Wall thickness measurement and defect detection in ductile iron pipe structures using laser ultrasonic and improved variational mode decomposition

A reliable non-destructive evaluation technique that accurately assesses the wall thickness and slag inclusions of ductile iron pipes prior to annealing is crucial to reducing costs in subsequent operations. The rough outer layer of the produced ductile iron pipes leads to considerable background noise, limiting the probability of detection of laser ultrasonic testing equipment. In this study, an improved variational mode decomposition approach based on particle swarm optimization is suggested initially to increase the signal-to-noise ratio.

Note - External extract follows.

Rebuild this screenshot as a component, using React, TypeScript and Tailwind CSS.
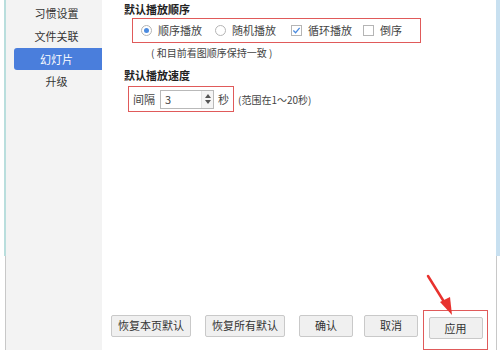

This technique develops a fitness function suitable for processing ultrasound signals. A scanning laser ultrasound technique is designed for simultaneous measuring wall thickness and finding slag inclusions in ductile iron pipes based on excitation locations and flight time. A finite element analysis simulation model is established to assess the feasibility of this scanning method. This experiment is conducted on a 4.2 mm thick sample with slag inclusion defects and a 6.2 mm thick sample without slag inclusion flaws. Experimental results demonstrate that the developed denoising technique may enhance the average signal-to-noise ratio from 34.83 dB to 43.15 dB; the accuracies of thicknesses measurement for two ductile iron pipes are 96.90% and 99.52%, respectively, and the slag inclusion defects can be recognized by ultrasonic amplitude or energy distribution in different B-scan images. It has potential implications for in-service inspection of ductile iron pipe structures.